GIVEN INSTRUCTION: Every line below is to be copied exactly, with the pictures left out.
-- start of SOURCE DATA --
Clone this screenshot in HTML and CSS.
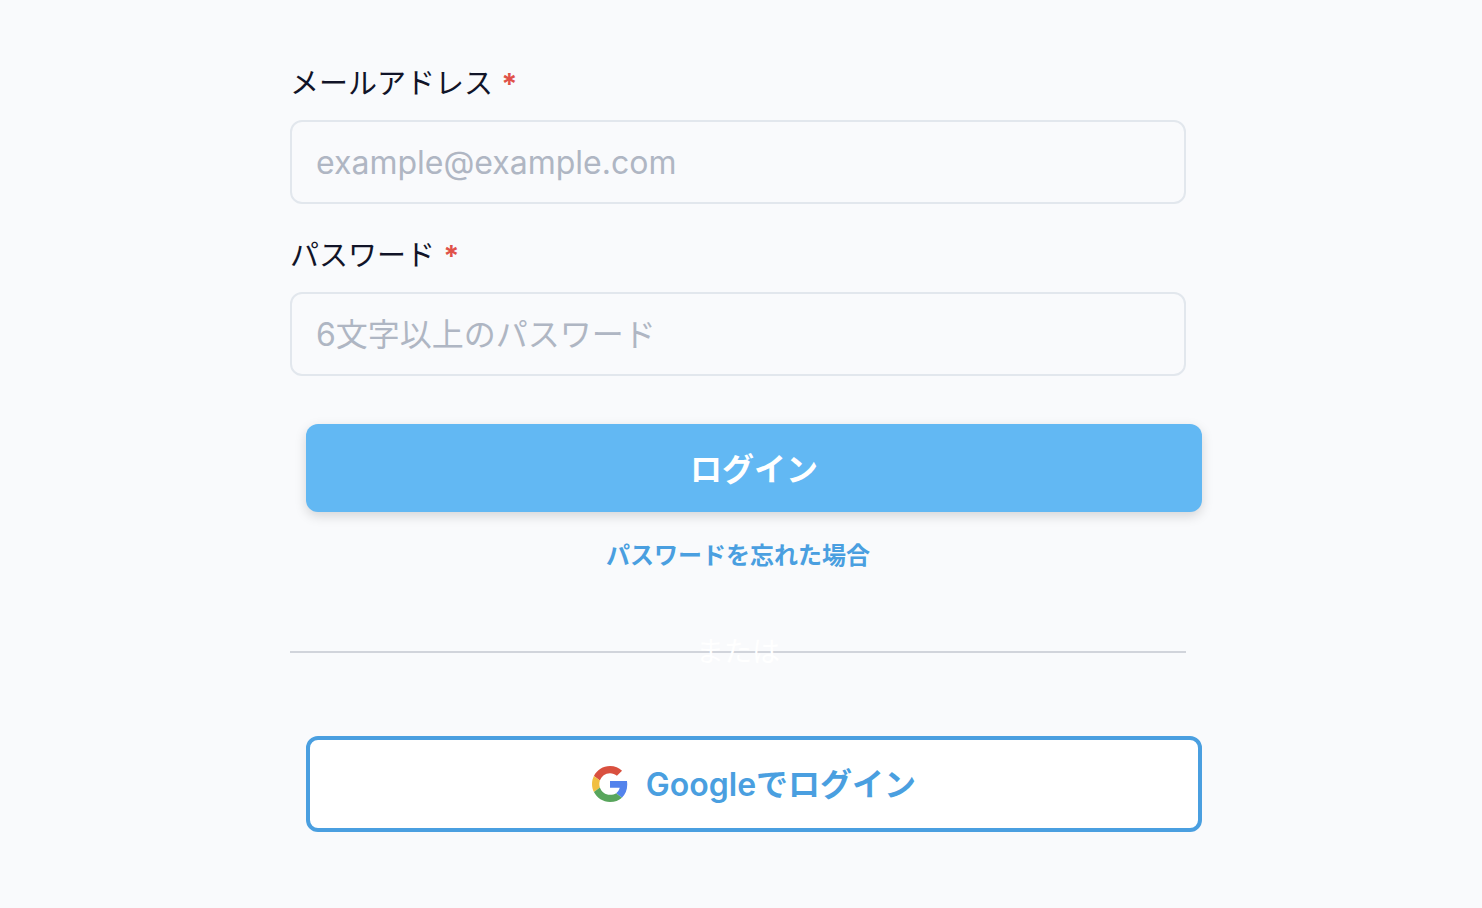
FILE: index.html
```html
<!DOCTYPE html>
<html lang="ja">
<head>
    <meta charset="UTF-8">
    <meta name="viewport" content="width=device-width, initial-scale=1.0">
    <title>ログイン</title>
    <link rel="stylesheet" href="styles.css">
</head>
<body>
    <main class="login">
        <form class="login-form">
            <div class="field">
                <label for="email">メールアドレス <span class="required">*</span></label>
                <input type="email" id="email" name="email" placeholder="example@example.com">
            </div>
            <div class="field">
                <label for="password">パスワード <span class="required">*</span></label>
                <input type="password" id="password" name="password" placeholder="6文字以上のパスワード">
            </div>
            <button type="submit" class="button primary">ログイン</button>
        </form>

        <a class="forgot" href="#">パスワードを忘れた場合</a>

        <!-- 区切り線 -->
        <div class="divider"><span>または</span></div>

        <button type="button" class="button google">
            <svg class="google-icon" viewBox="0 0 48 48" aria-hidden="true">
                <path fill="#d9503f" d="M24 9.5c3.54 0 6.71 1.22 9.21 3.6l6.85-6.85C35.9 2.38 30.47 0 24 0 14.62 0 6.51 5.38 2.56 13.22l7.98 6.19C12.43 13.72 17.74 9.5 24 9.5z"/>
                <path fill="#5383ec" d="M46.98 24.55c0-1.57-.15-3.09-.38-4.55H24v9.02h12.94c-.58 2.96-2.26 5.48-4.78 7.18l7.73 6c4.51-4.18 7.09-10.36 7.09-17.65z"/>
                <path fill="#f1bf42" d="M10.53 28.59c-.48-1.45-.76-2.99-.76-4.59s.27-3.14.76-4.59l-7.98-6.19C.92 16.46 0 20.12 0 24c0 3.88.92 7.54 2.56 10.78l7.97-6.19z"/>
                <path fill="#58a55c" d="M24 48c6.48 0 11.93-2.13 15.89-5.81l-7.73-6c-2.15 1.45-4.92 2.3-8.16 2.3-6.26 0-11.57-4.22-13.47-9.91l-7.98 6.19C6.51 42.62 14.62 48 24 48z"/>
            </svg>
            <span class="button-text">Googleでログイン</span>
        </button>
    </main>
</body>
</html>
```
FILE: styles.css
```css
* {
    box-sizing: border-box;
}

body {
    margin: 0;
    padding: 64px 38px 76px 32px;
    min-height: 100vh;
    background-color: #f9fafc;
    color: #111428;
    font-family: Inter, 'Noto Sans CJK JP', sans-serif;
}

.login {
    max-width: 896px;
    margin: 0 auto;
    display: flex;
    flex-direction: column;
}

.login-form {
    display: flex;
    flex-direction: column;
}

.field {
    margin-bottom: 32px;
}

.field label {
    display: block;
    margin-bottom: 16px;
    font-size: 29px;
    line-height: 40px;
}

.required {
    color: #e05249;
    font-weight: 700;
}

.field input {
    display: block;
    width: 100%;
    height: 84px;
    padding: 0 24px;
    border: 2px solid #e2e7ed;
    border-radius: 12px;
    background: transparent;
    color: inherit;
    font-family: inherit;
    font-size: 32px;
}

.field input::placeholder {
    color: #afb6c3;
    opacity: 1;
}

.button {
    width: 100%;
    margin-left: 16px;
    border-radius: 12px;
    font-family: inherit;
    font-size: 32px;
    font-weight: 600;
    cursor: pointer;
}

.primary {
    height: 88px;
    margin-top: 16px;
    padding-bottom: 4px;
    border: none;
    background-color: #62b8f3;
    color: #fff;
    box-shadow: 0 4px 12px rgba(0, 0, 0, 0.15);
}

.forgot {
    align-self: center;
    margin-top: 26px;
    color: #4a9fe0;
    font-size: 24px;
    font-weight: 600;
    line-height: 36px;
    text-decoration: none;
}

.divider {
    display: grid;
    align-items: center;
    margin: 58px 0 64px;
    text-align: center;
}

/* 線と文字を同じセルに重ねる */
.divider::before,
.divider span {
    grid-area: 1 / 1;
}

.divider::before {
    content: "";
    height: 2px;
    background-color: #d1d4db;
}

.divider span {
    color: #fff;
    font-size: 28px;
    line-height: 40px;
}

.google {
    display: flex;
    align-items: center;
    justify-content: center;
    gap: 18px;
    height: 96px;
    border: 4px solid #4a9fe0;
    background-color: #fff;
    color: #4a9fe0;
}

.button-text {
    padding-bottom: 4px;
}

.google-icon {
    width: 36px;
    height: 36px;
}
```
-- end of SOURCE DATA --
TASK OUTPUT:
Clone this screenshot in HTML and CSS.
FILE: index.html
```html
<!DOCTYPE html>
<html lang="ja">
<head>
    <meta charset="UTF-8">
    <meta name="viewport" content="width=device-width, initial-scale=1.0">
    <title>ログイン</title>
    <link rel="stylesheet" href="styles.css">
</head>
<body>
    <main class="login">
        <form class="login-form">
            <div class="field">
                <label for="email">メールアドレス <span class="required">*</span></label>
                <input type="email" id="email" name="email" placeholder="example@example.com">
            </div>
            <div class="field">
                <label for="password">パスワード <span class="required">*</span></label>
                <input type="password" id="password" name="password" placeholder="6文字以上のパスワード">
            </div>
            <button type="submit" class="button primary">ログイン</button>
        </form>

        <a class="forgot" href="#">パスワードを忘れた場合</a>

        <!-- 区切り線 -->
        <div class="divider"><span>または</span></div>

        <button type="button" class="button google">
            <svg class="google-icon" viewBox="0 0 48 48" aria-hidden="true">
                <path fill="#d9503f" d="M24 9.5c3.54 0 6.71 1.22 9.21 3.6l6.85-6.85C35.9 2.38 30.47 0 24 0 14.62 0 6.51 5.38 2.56 13.22l7.98 6.19C12.43 13.72 17.74 9.5 24 9.5z"/>
                <path fill="#5383ec" d="M46.98 24.55c0-1.57-.15-3.09-.38-4.55H24v9.02h12.94c-.58 2.96-2.26 5.48-4.78 7.18l7.73 6c4.51-4.18 7.09-10.36 7.09-17.65z"/>
                <path fill="#f1bf42" d="M10.53 28.59c-.48-1.45-.76-2.99-.76-4.59s.27-3.14.76-4.59l-7.98-6.19C.92 16.46 0 20.12 0 24c0 3.88.92 7.54 2.56 10.78l7.97-6.19z"/>
                <path fill="#58a55c" d="M24 48c6.48 0 11.93-2.13 15.89-5.81l-7.73-6c-2.15 1.45-4.92 2.3-8.16 2.3-6.26 0-11.57-4.22-13.47-9.91l-7.98 6.19C6.51 42.62 14.62 48 24 48z"/>
            </svg>
            <span class="button-text">Googleでログイン</span>
        </button>
    </main>
</body>
</html>
```
FILE: styles.css
```css
* {
    box-sizing: border-box;
}

body {
    margin: 0;
    padding: 64px 38px 76px 32px;
    min-height: 100vh;
    background-color: #f9fafc;
    color: #111428;
    font-family: Inter, 'Noto Sans CJK JP', sans-serif;
}

.login {
    max-width: 896px;
    margin: 0 auto;
    display: flex;
    flex-direction: column;
}

.login-form {
    display: flex;
    flex-direction: column;
}

.field {
    margin-bottom: 32px;
}

.field label {
    display: block;
    margin-bottom: 16px;
    font-size: 29px;
    line-height: 40px;
}

.required {
    color: #e05249;
    font-weight: 700;
}

.field input {
    display: block;
    width: 100%;
    height: 84px;
    padding: 0 24px;
    border: 2px solid #e2e7ed;
    border-radius: 12px;
    background: transparent;
    color: inherit;
    font-family: inherit;
    font-size: 32px;
}

.field input::placeholder {
    color: #afb6c3;
    opacity: 1;
}

.button {
    width: 100%;
    margin-left: 16px;
    border-radius: 12px;
    font-family: inherit;
    font-size: 32px;
    font-weight: 600;
    cursor: pointer;
}

.primary {
    height: 88px;
    margin-top: 16px;
    padding-bottom: 4px;
    border: none;
    background-color: #62b8f3;
    color: #fff;
    box-shadow: 0 4px 12px rgba(0, 0, 0, 0.15);
}

.forgot {
    align-self: center;
    margin-top: 26px;
    color: #4a9fe0;
    font-size: 24px;
    font-weight: 600;
    line-height: 36px;
    text-decoration: none;
}

.divider {
    display: grid;
    align-items: center;
    margin: 58px 0 64px;
    text-align: center;
}

/* 線と文字を同じセルに重ねる */
.divider::before,
.divider span {
    grid-area: 1 / 1;
}

.divider::before {
    content: "";
    height: 2px;
    background-color: #d1d4db;
}

.divider span {
    color: #fff;
    font-size: 28px;
    line-height: 40px;
}

.google {
    display: flex;
    align-items: center;
    justify-content: center;
    gap: 18px;
    height: 96px;
    border: 4px solid #4a9fe0;
    background-color: #fff;
    color: #4a9fe0;
}

.button-text {
    padding-bottom: 4px;
}

.google-icon {
    width: 36px;
    height: 36px;
}
```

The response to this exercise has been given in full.